RUSYA BU GERİLİMDE ZAYIFLAR MI
Hükümete yakın kimi yazarların “Bu krizde Rusya’nın zayıflaması Türkiye için iyi olur” değerlendirmeleri yaptığını şaşkınlıkla okuyoruz. Öncelikle bu krizde Rusya’nın zayıflama ihtimali yok. Ukrayna ve Gürcistan’da daha önce çıkan ABD destekli bütün krizlerden Rusya güçlenerek çıktı. Rusya 2014’te Ukrayna’da zafer kazandığı gibi 2015’te hükümetin daveti üzerine Suriye savaşına müdahale etti ve savaşın seyri değişti.

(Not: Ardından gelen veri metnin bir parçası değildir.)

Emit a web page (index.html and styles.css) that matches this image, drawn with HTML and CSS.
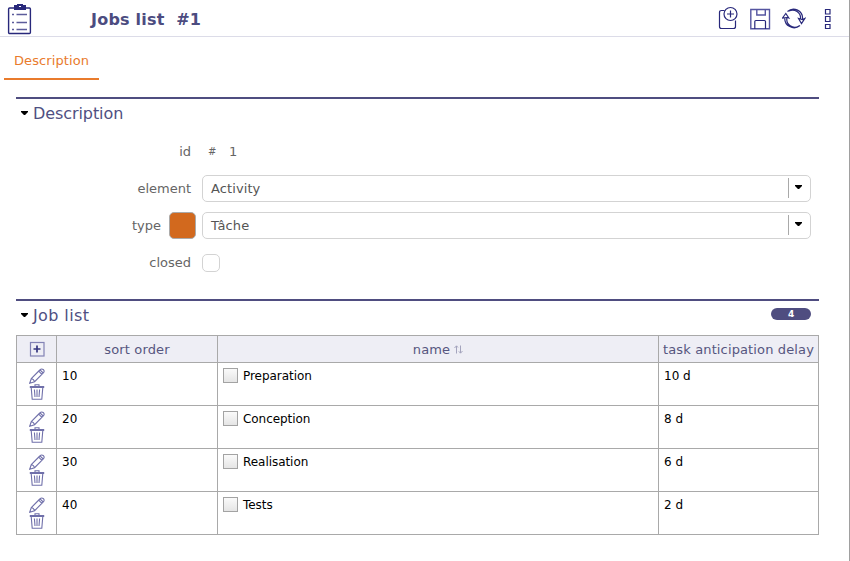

Batı’ya oradan da cevap verdi. Rusya’nın bu savaşta kaybetme ihtimali yok, zayıflama ihtimali de yok.
'ZAYIF RUSYA' DEMEK 'GÜÇLÜ AMERİKA' DEMEK
Dahası Rusya’nın zayıflaması neden Türkiye’nin çıkarına olacak? Yunanistan, Suriye ve Irak’ta ABD askeri varlığı ortadayken, Doğu Akdeniz’de Girit’te Kıbrıs’ta ABD üsleri kurulmuş, namlular bize dönmüşken, Batının ekonomik tehditleri artmışken en çok ihtiyaç duyacağımız şey ABD karşısında zayıf değil güçlü müttefiklere sahip olmak. Bu anlayış 1920 Ankarası’nda yönetimde olsaydı yine “Zayıf Rusya” mı isteyecekti? Güçlü bir Sovyet Rusya olduğu ve onunla ittifak kurduğumuz için ülkemizdeki emperyalist işgali bitirmenin maddi koşullarını yaratabildik. “Zayıf Rusya” siyaseti maskelenmiş “Güçlü Amerika” özleminden başka bir şey değildir. Bu tavrın Türkiyeci olma şansı yoktur.
Üstelik Türkiye, Rusya ile güvenlik, enerji, tarım, sanayi, turizm gibi alanlarda karşılıklı çok ciddi ilişkiler kurmuştur. Bütün bunları okyanus ötesindeki ABD istedi diye bir kenara mı atacağız? Ukrayna ise 2018’de ABD ile birlikte Türk Akımı projesini engellemek için çalışacağını resmen ilan etmişti. Rusya, diğer NATO ülkelerinin değil ama bizim komşumuzdur. Türkiye, ABD ve NATO’nun başarısızlığa mahkûm “Rusya’yı çevreleme” siyasetinin içerisinde olmayacaktır. Çünkü Türkiye’nin bu maceraya girecek nesnelliği yoktur. Çünkü Türkiye’nin güvenlik ihtiyaçları ve ekonomik menfaatleri komşularıyla dostluğu ve birlikte gelişmeyi zorunlu kılmaktadır. Çünkü Türkiye ABD’nin karakolu olmaktan çoktan vazgeçmiştir.. Çünkü Türkiye, Rusya’yı çevrelemek isteyen gücün kendisini de çevrelediğini fark etmiştir.